L’appel au « plus jamais ça » et à la fin des guerres était une aspiration profonde, criée par les survivants des camps de concentration à leur libération. Malgré des progrès incomplets, comme on peut le constater, cet objectif reste toujours d’actualité et incontournable pour le monde entier. Les tristes événements que nous vivons rappellent à certains que la paix est un équilibre précaire, instable, qui ne s’obtient pas une fois pour toutes, mais qui doit être recherché sans relâche.

Comment pouvons-nous, modestement, y contribuer ? Tout d’abord en recherchant la vérité et l’objectivité. En évitant par exemple de rejeter les opinions divergentes par des instrumentalisations et des simplifications hâtives. La « reductio ad hitlerum », qui consiste à disqualifier les arguments d’un adversaire en les associant systématiquement à Adolf Hitler, est courante, mais indigne. Le national-socialisme ne doit pas être minimisé. Cela implique également de mettre un terme à l’utilisation inconsidérée du terme « fascisme » tout en appelant par son nom tout totalitarisme.

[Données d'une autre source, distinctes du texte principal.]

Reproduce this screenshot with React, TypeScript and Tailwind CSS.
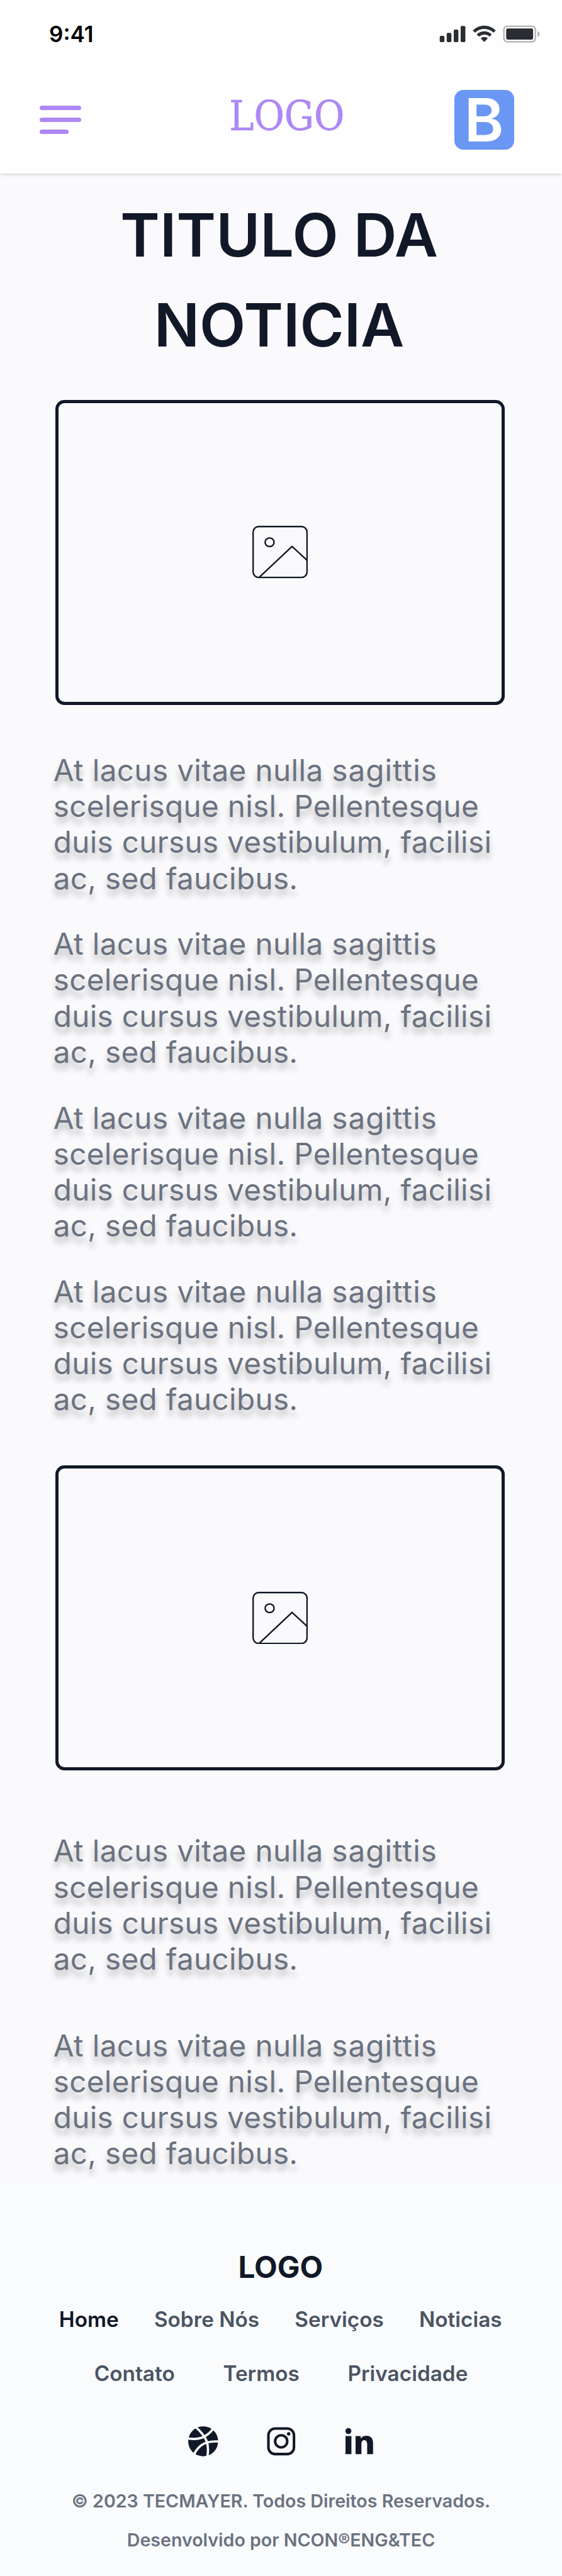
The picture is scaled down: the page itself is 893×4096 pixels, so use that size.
function Paragraph() {
  return (
    <p className="-ml-[3.4px] flex flex-col whitespace-nowrap text-[47.63px] leading-[57.15px] tracking-[0.32px] text-[#6b7280] [text-shadow:0_9.5px_9.5px_rgba(0,0,0,0.25)]">
      <span className="tracking-[0.38px]">
        At lacus vitae nulla <span className="tracking-[1.05px]">sagittis</span>
      </span>
      <span>scelerisque nisl. Pellentesque</span>
      <span>duis cursus vestibulum, facilisi</span>
      <span>ac, sed faucibus.</span>
    </p>
  );
}

function Placeholder() {
  return (
    <div className="flex h-[485px] w-[714.3px] items-center justify-center rounded-[14.3px] border-[5px] border-[#111827]">
      <svg className="h-[83.4px] w-[88.1px] text-[#111827]" viewBox="0 0 148 140" fill="none" stroke="currentColor" strokeWidth="4">
        <rect x="2" y="2" width="144" height="136" rx="15" />
        <ellipse cx="46" cy="44" rx="12" ry="11.4" />
        <path d="M18 138 L106 55 L146 92" />
      </svg>
    </div>
  );
}

function StatusIcons() {
  return (
    <svg className="h-[32.7px] w-[166.7px]" viewBox="1170 65 280 55" fill="#2a2d32">
      <rect x="1174.3" y="97" width="12.6" height="17" rx="3.5" />
      <rect x="1193" y="89" width="12.6" height="25" rx="3.5" />
      <rect x="1211.8" y="80" width="12.4" height="34" rx="3.5" />
      <rect x="1230.3" y="70.3" width="12.6" height="43.7" rx="3.5" />
      <path d="M1262.7 82.7 A43 43 0 0 1 1324.2 82.7 L1318 88.5 A35 35 0 0 0 1269 88.5 Z" />
      <path d="M1273 93 A29.5 29.5 0 0 1 1313.5 93 L1307.5 99.2 A20.5 20.5 0 0 0 1279.5 99.2 Z" />
      <path d="M1284 103.5 A14.5 14.5 0 0 1 1303 103.5 L1293.4 113.4 Z" />
      <rect x="1346" y="71.3" width="84" height="41.7" rx="9" fill="none" stroke="#b5b6b8" strokeWidth="4" />
      <rect x="1352" y="77" width="72" height="30" rx="4" />
      <path d="M1436 84 C1443 87 1443 97 1436 100 Z" fill="#a9aaad" />
    </svg>
  );
}

function Dribbble() {
  return (
    <svg className="size-[47.63px]" viewBox="0 0 80 80" fill="none" stroke="#f9fbfd" strokeWidth="6.2">
      <circle cx="40" cy="40" r="40" fill="#111827" stroke="none" />
      <path d="M19 1 C34 14 44 27 49 39 C54 52 54 66 51 82" />
      <path d="M-1 32.5 C24 37 48 32 67 6" />
      <path d="M15 76 C30 45 52 39 82 40.5" />
    </svg>
  );
}

function InstagramIcon() {
  return (
    <svg className="size-[47.63px]" viewBox="0 0 80 80" fill="none" stroke="#111827" strokeWidth="6.8">
      <rect x="5.9" y="5.9" width="68.2" height="68.2" rx="18" />
      <circle cx="40" cy="40" r="16.2" />
      <circle cx="60" cy="20" r="4.6" fill="#111827" stroke="none" />
    </svg>
  );
}

function LinkedIn() {
  return (
    <svg className="size-[47.63px]" viewBox="-3 -5 80 80" fill="#111827">
      <circle cx="8.1" cy="7.7" r="8" />
      <rect x="0.4" y="21" width="15.7" height="48.3" />
      <path d="M27.2 21 H40.6 L41 27.5 C44 22.5 50 20 56 20 C68 20 73.9 27.5 73.9 39 V69.3 H58.2 V43 C58.2 36 55.5 32 50.5 32 C45.5 32 42.8 36 42.8 43 V69.3 H27.2 Z" />
    </svg>
  );
}

export default function App() {
  return (
    <div className="flex h-[4096px] w-[893px] flex-col overflow-hidden bg-[#fafafc] font-['Inter',sans-serif]">
      <header className="h-[276.3px] shrink-0 bg-[#fefefe] shadow-[0_2.4px_5px_rgba(0,0,0,0.16)]">
        <div className="flex h-[108px] items-center justify-between pl-[78px] pr-[30px]">
          <span className="text-[35px] font-semibold text-black">9:41</span>
          <StatusIcons />
        </div>
        <div className="flex h-[165px] items-center justify-between pl-[63.1px] pr-[76.2px]">
          <div className="flex flex-col gap-[11.9px]">
            <div className="h-[7.15px] w-[66px] rounded-full bg-[#ad88f5]" />
            <div className="h-[7.15px] w-[66px] rounded-full bg-[#ad88f5]" />
            <div className="h-[7.15px] w-[46px] rounded-full bg-[#ad88f5]" />
          </div>
          <span className="ml-[61px] pb-[14px] font-['DejaVu_Serif_Condensed','DejaVu_Serif',serif] text-[65.6px] leading-[80px] text-[#ad88f5] [-webkit-text-stroke:0.6px_#ad88f5]">
            LOGO
          </span>
          <div className="flex size-[95.25px] items-center justify-center rounded-[14.3px] bg-[#6b97f4] text-[95.25px] font-semibold leading-[95.25px] text-white">
            B
          </div>
        </div>
      </header>
      <h1 className="mt-[27px] pr-[6px] text-center text-[95.25px] font-semibold leading-[142.9px] text-[#111827]">
        TITULO DA
        <br />
        NOTICIA
      </h1>
      <main className="flex flex-col items-start pl-[88.1px] pt-[46.4px]">
        <Placeholder />
        <div className="flex flex-col gap-[47.6px] pb-[76.6px] pt-[75.6px]">
          <Paragraph />
          <Paragraph />
          <Paragraph />
          <Paragraph />
        </div>
        <Placeholder />
        <div className="flex flex-col gap-[81px] pt-[99.4px]">
          <Paragraph />
          <Paragraph />
        </div>
      </main>
      <footer className="mt-3 flex grow flex-col items-center bg-[#f9fbfd] pt-[111.2px]">
        <span className="pr-[1.5px] text-[47.63px] font-bold leading-[57.2px] text-[#111827]">LOGO</span>
        <nav className="mt-[26.9px] flex flex-col items-center gap-[28.8px] text-[33.34px] font-semibold leading-[57.2px] text-[#4b5563]">
          <div className="flex gap-[56.2px] pr-[1.5px]">
            <a className="text-[#111827]">Home</a>
            <a>Sobre Nós</a>
            <a>Serviços</a>
            <a>Noticias</a>
          </div>
          <div className="flex gap-[76.8px]">
            <a>Contato</a>
            <a>Termos</a>
            <a>Privacidade</a>
          </div>
        </nav>
        <div className="mt-[55px] flex gap-[76.2px]">
          <Dribbble />
          <InstagramIcon />
          <LinkedIn />
        </div>
        <div className="mt-[49px] flex flex-col items-center gap-[18.8px] text-[28.58px] font-semibold leading-[43px] text-[#6b7280]">
          <p>© 2023 TECMAYER. Todos Direitos Reservados.</p>
          <p>Desenvolvido por NCON®ENG&amp;TEC</p>
        </div>
      </footer>
    </div>
  );
}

Mais il y a surtout une tâche qui nous concerne tous et à laquelle nous pouvons tous participer. C’est la mission initiée par le Comité international de Dachau, désormais portée par le Mémorial de Dachau et de nombreuses associations et communautés. C’est un devoir d’informer, d’enseigner, d’expliquer et de faire comprendre inlassablement notre histoire commune, avec ses nombreux aspects ethniques, religieux, nationaux, économiques et linguistiques. Ce travail de transmission est une tâche essentielle, une étape indispensable qui doit être poursuivie auprès de tous, jeunes comme visiteurs du monde entier, pour aider à construire la paix.

Pour cette tâche, les efforts et les démarches de la Fondation des mémoriaux bavarois et du gouvernement bavarois pour le réaménagement du mémorial du camp de concentration de Dachau sont encourageants et prometteurs. Merci pour ces décisions qui montrent la voie, nous ne devons pas nous relâcher.